3. Termination and Notice Period
This defines how either party can end the agreement early (usually 1 or 2 months’ notice). Under Section 60 of the Easements Act, a license is generally revocable unless specified otherwise.
4. Security Deposit
The amount, the conditions for refund (e.g., after deducting unpaid bills or painting charges), and the timeline for the refund.
5. Maintenance and Repairs
Who pays for what?

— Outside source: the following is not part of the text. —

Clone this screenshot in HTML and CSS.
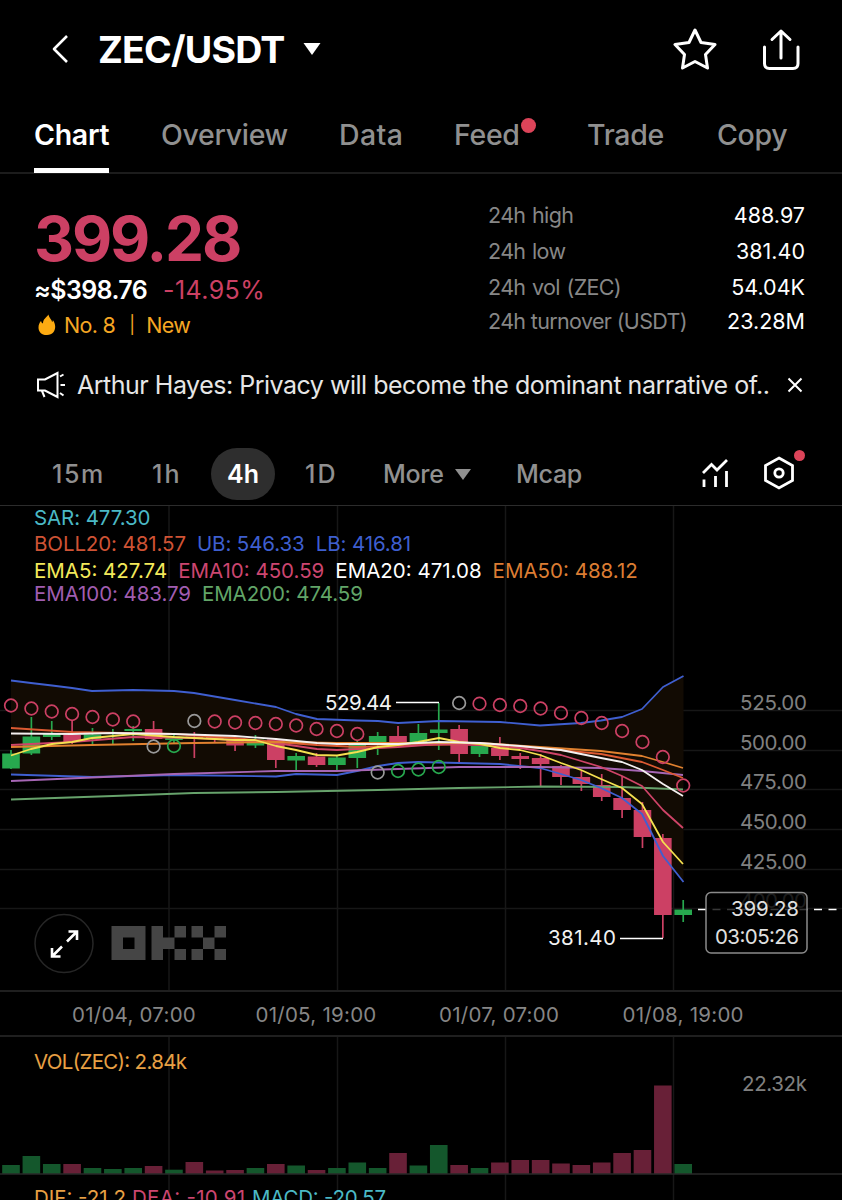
FILE: index.html
```html
<!DOCTYPE html>
<html lang="en">
<head>
  <meta charset="UTF-8">
  <meta name="viewport" content="width=device-width, initial-scale=1.0">
  <title>ZEC/USDT</title>
  <link rel="stylesheet" href="styles.css">
</head>
<body>
  <header class="topbar">
    <svg class="back" width="18" height="30" viewBox="0 0 18 30"><path d="M16 2 L3 15 L16 28"/></svg>
    <h1>ZEC/USDT</h1>
    <svg class="caret" width="18" height="12" viewBox="0 0 18 12"><path d="M0.500 0 H17.500 L9 12 Z"/></svg>
    <div class="actions">
      <svg width="44" height="44" viewBox="0 0 44 44"><path d="M22 3 L28 15.500 L42 17.500 L32.500 27.500 L34.500 41 L22 34.500 L9.500 41 L11.500 27.500 L2 17.500 L16 15.500 Z"/></svg>
      <svg width="40" height="44" viewBox="0 0 40 44"><path d="M3.500 20 V36.500 Q3.500 41.500 8.500 41.500 H32 Q37 41.500 37 36.500 V20 M20 31 V4 M11 12.500 L20 4 L29 12.500"/></svg>
    </div>
  </header>

  <nav class="tabs">
    <a class="tab active">Chart</a>
    <a class="tab overview">Overview</a>
    <a class="tab data">Data</a>
    <a class="tab feed">Feed<span class="dot"></span></a>
    <a class="tab trade">Trade</a>
    <a class="tab copy">Copy</a>
  </nav>

  <main>
    <section class="ticker">
      <div class="quote">
        <div class="price">399.28</div>
        <div class="sub"><span class="usd">≈$398.76</span><span class="change">-14.95%</span></div>
        <div class="rank">
          <svg width="18" height="22" viewBox="0 0 18 22"><path d="M10.500 0.500 C11 4 14 5.500 14 8 Q15 7.500 14.800 6 C19 11 18 21 9 21 C-1 21 -1 11 3 7 Q3.500 9 5 9.500 C5 5 8 4 10.500 0.500 Z"/></svg>
          <span>No. 8</span><span class="bar">|</span><span>New</span>
        </div>
      </div>
      <dl class="stats">
        <dt>24h high</dt><dd>488.97</dd>
        <dt>24h low</dt><dd>381.40</dd>
        <dt>24h vol (ZEC)</dt><dd>54.04K</dd>
        <dt>24h turnover (USDT)</dt><dd>23.28M</dd>
      </dl>
    </section>

    <section class="news">
      <svg width="30" height="28" viewBox="0 0 30 28"><path d="M2 8.500 H9 L21.500 2 V26 L9 19.500 H2 Z M6 20 L8.500 26 M24 5.500 L27.500 3.500 M24.500 14 H29 M24 22 L27.500 24.500"/></svg>
      <p>Arthur Hayes: Privacy will become the dominant narrative of..</p>
      <svg class="close" width="16" height="16" viewBox="0 0 16 16"><path d="M1.500 1.500 L14.500 14.500 M14.500 1.500 L1.500 14.500"/></svg>
    </section>

    <section class="intervals">
      <a class="m15">15m</a>
      <a class="h1">1h</a>
      <a class="h4">4h</a>
      <a class="d1">1D</a>
      <a class="more">More <svg width="16" height="11" viewBox="0 0 16 11"><path d="M0 0 H16 L8 11 Z"/></svg></a>
      <a class="mcap">Mcap</a>
      <div class="tools">
        <svg width="28" height="32" viewBox="0 0 28 32"><path d="M2 15 L10.500 6.500 L16 12 L26 2 M3 21.500 V29 M14.500 18 V29 M25.500 13 V29"/></svg>
        <span class="setting">
          <svg width="32" height="34" viewBox="0 0 32 34"><path d="M16 2 L29.500 9.500 V24.500 L16 32 L2.500 24.500 V9.500 Z"/><circle cx="16" cy="17" r="4.200"/></svg>
          <span class="dot"></span>
        </span>
      </div>
    </section>

    <section class="chart">
      <svg width="842" height="484" viewBox="0 506 842 484">
        <path class="grid" d="M0 710.500 H842 M0 750.500 H842 M0 789.500 H842 M0 829.500 H842 M0 869.500 H842 M0 908.500 H842 M169 506 V990 M337.500 506 V990 M505.500 506 V990 M673.500 506 V990"/>
        <path class="band" d="M11 680.500 L31 683 L52 685.500 L72 688 L92 691 L133 690 L174 691 L194 693 L235 700 L276 707 L296 714 L317 719 L357 720.500 L378 721 L398 723 L439 721 L500 722 L540 725.500 L581 723 L601 720.500 L622 717 L642 709 L663 687 L683.500 676 V882 L663 856 L642 814 L622 798 L601 788 L581 780 L561 774 L540 768 L500 764 L418 762 L398 763 L378 766 L357 771 L337 775 L296 774 L276 776.500 L174 775 L92 777 L11 774.500 Z"/>

        <g class="logo">
          <path d="M111.500 926 H145.500 V960 H111.500 Z M123 937.500 V949 H134.500 V937.500 Z"/>
          <path d="M151.500 926 H163 V937.500 H174.500 V949 H163 V960 H151.500 Z M174.500 926 H186 V937.500 H174.500 Z M174.500 949 H186 V960 H174.500 Z"/>
          <path d="M191.500 926 H203 V937.500 H191.500 Z M214.500 926 H226 V937.500 H214.500 Z M203 937.500 H214.500 V949 H203 Z M191.500 949 H203 V960 H191.500 Z M214.500 949 H226 V960 H214.500 Z"/>
        </g>

        <g id="candles"></g>

        <g class="lines">
          <polyline class="ema200" points="11,799.500 113,796 194,793 276,792 378,790 459,788 540,786.500 622,787 683,789.500"/>
          <polyline class="blue" points="11,680.500 31,683 52,685.500 72,688 92,691 133,690 174,691 194,693 235,700 276,707 296,714 317,719 357,720.500 378,721 398,723 439,721 500,722 540,725.500 581,723 601,720.500 622,717 642,709 663,687 683.500,676"/>
          <polyline class="blue" points="11,774.500 92,777 174,775 276,776.500 296,774 337,775 357,771 378,766 398,763 418,762 500,764 540,768 561,774 581,780 601,788 622,798 642,814 663,856 683.500,882"/>
          <polyline class="ema100" points="11,781 92,777.500 174,774 276,771 337,771 398,769 459,767 540,767 601,768 642,771 683,775"/>
          <polyline class="boll" points="11,728 72,732 174,734 235,738 276,742 317,745 357,747 418,745 480,744 540,748 601,754 642,762 663,770 683,778"/>
          <polyline class="ema10" points="11,745 72,742 133,737 194,738 235,740 276,743 317,749 337,750 357,749 398,747 439,744 480,745 520,748 540,751 561,755 581,761 601,767 622,776 642,786 663,810 683,828"/>
          <polyline class="ema50" points="11,747 92,745 194,743 276,742 337,743 480,743 540,747 601,751 642,756 663,762 683,768"/>
          <polyline class="ema5" points="11,755.500 31,749 52,744 72,742 92,738 113,736 133,734 174,737 235,740 255,740 276,746 296,750 317,755 337,755.500 357,752 378,747 398,745 418,742 439,738 459,742 480,744 500,748 520,750 540,755 561,763 581,770 601,779 622,788 642,804 663,842 683,864"/>
          <polyline class="ema20" points="11,733.500 72,734 113,733 174,734 235,736 276,739 317,743 337,744 398,744 439,742 480,743 520,746 540,748 561,750 581,754 601,758 622,762 642,770 663,784 683,796"/>
        </g>

        <g id="sar"></g>

        <path class="mark" d="M396 702.500 H439 M620 938.500 H663"/>
        <text class="peak" x="325" y="710" textLength="67">529.44</text>
        <text class="peak" x="548" y="945" textLength="68">381.40</text>

        <g class="ylabels">
          <text x="740" y="710" textLength="67">525.00</text>
          <text x="740" y="750" textLength="67">500.00</text>
          <text x="740" y="789" textLength="67">475.00</text>
          <text x="740" y="829" textLength="67">450.00</text>
          <text x="740" y="868.500" textLength="67">425.00</text>
          <text x="740" y="908" textLength="67">400.00</text>
        </g>

        <path class="dash" d="M698 909.500 H842"/>
        <rect class="tag" x="706" y="892.500" width="101" height="60.500" rx="5"/>
        <text class="tagtext" x="731" y="916" textLength="68">399.28</text>
        <text class="tagtext" x="715" y="943.500" textLength="84">03:05:26</text>

        <circle class="expand" cx="64" cy="943.500" r="29"/>
        <path class="arrows" d="M67 941.500 L77 931.500 M68.500 931.500 H77 V940 M62 946.500 L52 956.500 M52 948 V956.500 H60.500"/>
      </svg>

      <div class="legend">
        <p class="l1"><span class="c-sar">SAR: 477.30</span></p>
        <p class="l2"><span class="c-boll">BOLL20: 481.57</span><span class="c-blue">UB: 546.33</span><span class="c-blue">LB: 416.81</span></p>
        <p class="l3"><span class="c-ema5">EMA5: 427.74</span><span class="c-ema10">EMA10: 450.59</span><span class="c-ema20">EMA20: 471.08</span><span class="c-ema50">EMA50: 488.12</span></p>
        <p class="l4"><span class="c-ema100">EMA100: 483.79</span><span class="c-ema200">EMA200: 474.59</span></p>
      </div>
    </section>

    <section class="dates">
      <span>01/04, 07:00</span>
      <span>01/05, 19:00</span>
      <span>01/07, 07:00</span>
      <span>01/08, 19:00</span>
    </section>

    <section class="volume">
      <svg width="842" height="163" viewBox="0 1037 842 163">
        <path class="grid" d="M169 1037 V1200 M337.500 1037 V1200 M505.500 1037 V1200 M673.500 1037 V1200"/>
        <g id="bars"></g>
        <path class="divider" d="M0 1174 H842"/>
        <text class="vol" x="34" y="1068.500" textLength="153">VOL(ZEC): 2.84k</text>
        <text class="volmax" x="742" y="1091" textLength="65">22.32k</text>
        <text class="macd m1" x="34" y="1205" textLength="92">DIF: -21.2</text>
        <text class="macd m2" x="132" y="1205" textLength="113">DEA: -10.91</text>
        <text class="macd m3" x="252" y="1205" textLength="134">MACD: -20.57</text>
      </svg>
    </section>
  </main>
  <script src="script.js"></script>
</body>
</html>
```
FILE: styles.css
```css
* {
  box-sizing: border-box;
}

body {
  margin: 0;
  width: 842px;
  height: 1200px;
  overflow: hidden;
  background-color: #000;
  color: #fff;
  font-family: Inter, "Liberation Sans", sans-serif;
}

h1, p, dl, dd {
  margin: 0;
}

svg {
  display: block;
  flex: none;
}

/* Header */
.topbar {
  display: flex;
  align-items: center;
  height: 98px;
  padding: 0 41px 0 51px;
}

.topbar svg path,
.news path {
  fill: none;
  stroke: #fff;
  stroke-width: 3;
  stroke-linejoin: round;
  stroke-linecap: round;
}

.topbar .back path {
  stroke-width: 2.6;
  stroke-linecap: butt;
}

.topbar h1 {
  margin-left: 29px;
  width: 186px;
  font-size: 37.5px;
  font-weight: 700;
  letter-spacing: -0.8px;
  white-space: nowrap;
}

.topbar .caret {
  margin-left: 19px;
}

.topbar .caret path {
  fill: #fff;
  stroke: none;
}

.actions {
  display: flex;
  align-items: center;
  gap: 44px;
  margin-left: auto;
}

/* Tabs */
.tabs {
  display: flex;
  height: 76px;
  padding: 0 34px;
  border-bottom: 2px solid #1c1c1c;
}

.tab {
  position: relative;
  height: 75px;
  padding-top: 19px;
  color: #909090;
  font-size: 28.5px;
  line-height: 36px;
  font-weight: 500;
  letter-spacing: -0.3px;
  white-space: nowrap;
}

.tab.active {
  width: 75px;
  color: #fff;
  font-weight: 600;
  border-bottom: 5px solid #fff;
}

.overview { margin-left: 52px; width: 127px; }
.data { margin-left: 51px; width: 64px; letter-spacing: 0.4px; }
.feed { margin-left: 51px; width: 68px; }
.trade { margin-left: 65px; width: 76px; }
.copy { margin-left: 54px; }

.dot {
  position: absolute;
  border-radius: 50%;
  background-color: #dc4459;
}

.feed .dot {
  top: 20px;
  right: -14px;
  width: 15px;
  height: 15px;
}

/* Price and 24h stats */
.ticker {
  display: flex;
  justify-content: space-between;
  height: 180px;
  padding: 24px 37px 0 34px;
}

.price {
  margin-top: 8px;
  height: 66px;
  line-height: 66px;
  color: #cc4064;
  font-size: 62px;
  font-weight: 700;
  letter-spacing: -2.1px;
}

.sub {
  display: flex;
  gap: 16px;
  margin-top: 2px;
  font-size: 25px;
  line-height: 32px;
}

.usd {
  font-weight: 600;
  letter-spacing: -0.6px;
}

.change {
  color: #cc4064;
  letter-spacing: 0.4px;
}

.rank {
  display: flex;
  align-items: center;
  margin-top: 4px;
  padding-left: 4px;
  color: #f5a623;
  font-size: 21.5px;
  line-height: 30px;
  letter-spacing: -0.7px;
}

.rank svg {
  fill: #fdab12;
  margin-right: 8px;
}

.rank .bar {
  margin: 0 12px 0 14px;
  font-size: 17.5px;
}

.stats {
  display: grid;
  grid-template-columns: 1fr auto;
  grid-template-rows: 36px 36px 34px 34px;
  width: 317px;
  margin-top: -1px;
  line-height: 36px;
  font-size: 21.5px;
}

.stats dt {
  color: #878787;
  letter-spacing: -0.65px;
  word-spacing: 1.2px;
}

.stats dt:last-of-type {
  word-spacing: 0;
}

.stats dd {
  text-align: right;
}

/* News line */
.news {
  display: flex;
  align-items: center;
  height: 62px;
  padding: 0 39px 0 36px;
}

.news path {
  stroke-width: 2;
  stroke-linecap: butt;
  stroke-linejoin: miter;
}

.news p {
  margin-left: 11px;
  color: #e6e6e6;
  font-size: 25px;
  letter-spacing: -0.49px;
  white-space: nowrap;
}

.news .close {
  margin-left: auto;
}

/* Interval switcher */
.intervals {
  display: flex;
  align-items: center;
  height: 90px;
  padding: 26px 47px 0 52px;
  border-bottom: 1px solid #2c2c2c;
  color: #909090;
  font-size: 25px;
  font-weight: 500;
}

.m15 { width: 54px; letter-spacing: 1.6px; }
.h1 { margin-left: 46px; width: 29px; letter-spacing: 2px; }
.d1 { margin-left: 30px; width: 32px; letter-spacing: 2px; }
.mcap { margin-left: 45px; letter-spacing: -0.3px; }

.h4 {
  margin-left: 30px;
  width: 64px;
  height: 52px;
  border-radius: 26px;
  line-height: 52px;
  background-color: #2e2e2e;
  color: #fff;
  font-weight: 600;
  text-align: center;
}

.more {
  display: flex;
  align-items: center;
  gap: 11px;
  margin-left: 46px;
  width: 88px;
  letter-spacing: -0.3px;
}

.more svg {
  margin-top: 2px;
  fill: #909090;
}

.tools {
  display: flex;
  align-items: center;
  gap: 34px;
  margin-left: auto;
}

.tools path,
.tools circle {
  fill: none;
  stroke: #fff;
  stroke-width: 2.8;
}

.setting {
  position: relative;
  top: -1px;
}

.setting .dot {
  top: -6px;
  right: -10px;
  width: 11px;
  height: 11px;
}

/* Main chart */
.chart {
  position: relative;
  height: 484px;
}

.chart text,
.volume text {
  font-size: 20.5px;
  fill: #808080;
}

.grid {
  fill: none;
  stroke: #171717;
  stroke-width: 1.5;
}

.band { fill: #120b03; }

.logo {
  fill: #454545;
  fill-rule: evenodd;
}

.lines polyline {
  fill: none;
  stroke-width: 1.8;
  stroke-linejoin: round;
}

.lines .blue { stroke: #3f5fd0; }
.lines .boll { stroke: #dc5a32; }
.lines .ema5 { stroke: #f5e050; }
.lines .ema10 { stroke: #cf4468; }
.lines .ema20 { stroke: #f4f0f0; }
.lines .ema50 { stroke: #e0812f; }
.lines .ema100 { stroke: #a666b4; }
.lines .ema200 { stroke: #67a36c; }

.up { fill: #27a84e; stroke: #27a84e; }
.down { fill: #cc4064; stroke: #cc4064; }
.body { stroke: none; }
.wick { stroke-width: 1.7; }

#sar circle {
  fill: none;
  stroke-width: 1.7;
}

#sar .flip { stroke: #999; }

.mark {
  fill: none;
  stroke: #fff;
  stroke-width: 1.7;
}

.chart .peak { fill: #f2f2f2; }

.dash {
  stroke: #fff;
  stroke-width: 1.7;
  stroke-dasharray: 8 6.5;
}

.tag {
  fill: rgba(0, 0, 0, 0.78);
  stroke: #8a8a8a;
  stroke-width: 1.5;
}

.chart .tagtext { fill: #e0e0e0; }

.expand {
  fill: #000;
  stroke: #262626;
  stroke-width: 1.5;
}

.arrows {
  fill: none;
  stroke: #fff;
  stroke-width: 2.6;
}

/* Indicator values printed over the chart */
.legend {
  position: absolute;
  top: 0;
  left: 34px;
  font-size: 20.5px;
  line-height: 24px;
}

.legend p {
  display: flex;
  gap: 11px;
  white-space: nowrap;
}

.legend .l1,
.legend .l2 {
  letter-spacing: -0.1px;
}

.legend .l2 {
  margin-top: 2px;
}

.legend .l3 {
  margin-top: 3px;
}

.legend .l4 {
  margin-top: -1px;
  letter-spacing: -0.08px;
}

.c-sar { color: #4bb9c6; }
.c-boll { color: #cf5335; }
.c-blue { color: #3e5fcf; }
.c-ema5 { color: #f3e95a; }
.c-ema10 { color: #cc4670; }
.c-ema20 { color: #fff; }
.c-ema50 { color: #dc7d33; }
.c-ema100 { color: #a05db0; }
.c-ema200 { color: #62a568; }

/* Time axis */
.dates {
  display: flex;
  gap: 61px;
  height: 47px;
  padding-left: 72px;
  border-top: 2px solid #1f1f1f;
  border-bottom: 2px solid #1f1f1f;
  color: #868686;
  font-size: 20.5px;
  line-height: 45px;
  letter-spacing: 0.25px;
}

.dates span {
  width: 122.500px;
  white-space: nowrap;
}

/* Volume */
.divider {
  stroke: #292929;
  stroke-width: 1.5;
}

.vup { fill: #14572c; }
.vdown { fill: #682037; }

.volume .vol, .volume .m1 { fill: #e8a044; }
.volume .m2 { fill: #cc4670; }
.volume .m3 { fill: #4bb9c6; }
```
FILE: script.js
```js
// [direction, body top, body bottom, wick top, wick bottom, volume top]
const candles = [
  ['up', 753.5, 768.5, 750, 769, 1165],
  ['up', 736.5, 753.5, 717, 755, 1156],
  ['up', 734, 737, 721, 740, 1164],
  ['down', 735, 742, 720, 744, 1164],
  ['up', 734.5, 739, 728, 746, 1168],
  ['up', 732, 733.5, 729, 744, 1169],
  ['up', 729, 731, 726, 741, 1168],
  ['down', 729, 739, 721, 740, 1166],
  ['up', 737.5, 740, 735, 743, 1169.7],
  ['down', 736.5, 738, 732, 758, 1162],
  ['down', 737, 739, 736, 742, 1170.5],
  ['down', 739, 745.5, 738, 751, 1170],
  ['up', 739.5, 745.5, 735, 748, 1168],
  ['down', 739.5, 760, 738, 768, 1164],
  ['up', 756, 760.5, 753, 770, 1165.5],
  ['down', 756.5, 765, 753, 767, 1170],
  ['up', 757.5, 765, 755, 772, 1168],
  ['up', 745, 758, 740, 768, 1162.5],
  ['up', 736, 744, 732, 755, 1168],
  ['down', 736, 742, 726, 743, 1153],
  ['up', 733, 742, 724, 743, 1165.5],
  ['up', 729.5, 733, 703, 750, 1145],
  ['down', 729, 754, 725, 762, 1165],
  ['up', 746, 754, 743, 757, 1168],
  ['down', 748, 756, 737, 760, 1162.5],
  ['down', 756, 759, 753, 769, 1160],
  ['down', 758, 764, 754, 786, 1160],
  ['down', 766, 777, 765, 785, 1163.5],
  ['down', 777, 784, 771, 791, 1165],
  ['down', 785, 797, 774, 801, 1162.5],
  ['down', 798, 810, 776, 818, 1153],
  ['down', 810, 837, 802, 848, 1150],
  ['down', 838, 915, 834, 938, 1085.5],
  ['up', 909.5, 915, 900, 922, 1164]
];

const sar = [705.5, 708.5, 711.5, 714, 717, 719.5, 721.5, 746.5, 746, 721, 721.5, 722.5,
  723, 724, 725.5, 729, 731, 734, 772.5, 771, 769.5, 767, 703, 703.7, 705, 706, 708.5,
  713, 718, 723, 731, 742, 757, 785.5];
const flips = [7, 9, 18, 22];
const rising = [8, 19, 20, 21];

const step = 20.37;
let candleHtml = '';
let barHtml = '';
let sarHtml = '';

candles.forEach(function(c, i) {
  const x = 11 + i * step;
  candleHtml += `<path class="wick ${c[0]}" d="M${x} ${c[3]} V${c[4]}"/>`;
  candleHtml += `<rect class="body ${c[0]}" x="${x - 8.8}" y="${c[1]}" width="17.6" height="${c[2] - c[1]}"/>`;
  barHtml += `<rect class="v${c[0]}" x="${x - 8.8}" y="${c[5]}" width="17.6" height="${1174 - c[5]}"/>`;
});

sar.forEach(function(y, i) {
  let cls = 'down';
  if (flips.includes(i)) cls = 'flip';
  if (rising.includes(i)) cls = 'up';
  sarHtml += `<circle class="${cls}" cx="${11 + i * step}" cy="${y}" r="6.3"/>`;
});

document.getElementById('candles').innerHTML = candleHtml;
document.getElementById('bars').innerHTML = barHtml;
document.getElementById('sar').innerHTML = sarHtml;
```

Usually, the Licensee (tenant) handles day-to-day minor repairs, while the Licensor (owner) handles structural issues (plumbing leaks, major electrical, seepage).
Part 5: Stamping and Legal Validity
Even though an 11-month agreement doesn’t need registration, it must be properly stamped to be valid in court.
- E-Stamping: Modern agreements use e-stamp certificates from SHCIL (Stock Holding Corporation of India Limited).
- Section 35 of the Indian Stamp Act, 1899: States that any document that is not properly stamped is “inadmissible as evidence” in a court of law.
Tip: Always ensure your agreement is on a stamp paper of the correct value as per your state’s laws (e.g., Rs 100 or Rs 200 in Karnataka for standard residential licensing).
Part 6: When the 11 Months Are Up
When a Leave and License agreement expires, it does not automatically “renew.” A fresh agreement should be executed for the next 11 months.
If you continue living there without a new agreement:
- You become an “occupant at sufferance.”
- The specific terms of the old agreement (like the notice period) might no longer strictly apply.
- The owner can ask you to vacate with very short notice.
Best Practice: Draft and sign the next agreement at least 15 days before the old one expires.
Key Takeaways
- A License is a personal permission, not a property right.
- The Licensor (owner) retains legal possession; the Licensee (tenant) has the right to occupy.
- The 11-month duration is chosen to avoid mandatory registration costs.
- Ensure the agreement is properly stamped to make it legally enforceable.
- Always include a clear notice period and termination clause.
- Treat “renewals” as fresh agreements with new stamp papers.
References and Official Sources
- Indian Easements Act, 1882 - Sections 52-64 (Definition and nature of licenses).
- Transfer of Property Act, 1882 - Section 105 (Definition of a lease).
- Registration Act, 1908 - Section 17 (Documents requiring registration).
- Indian Stamp Act, 1899 - Section 35 (Inadmissibility of unstamped instruments).
- Associated Hotels of India Ltd. v. R.N. Kapoor, AIR 1959 SC 1262 - indiankanoon.org (Landmark “Exclusive Possession” test).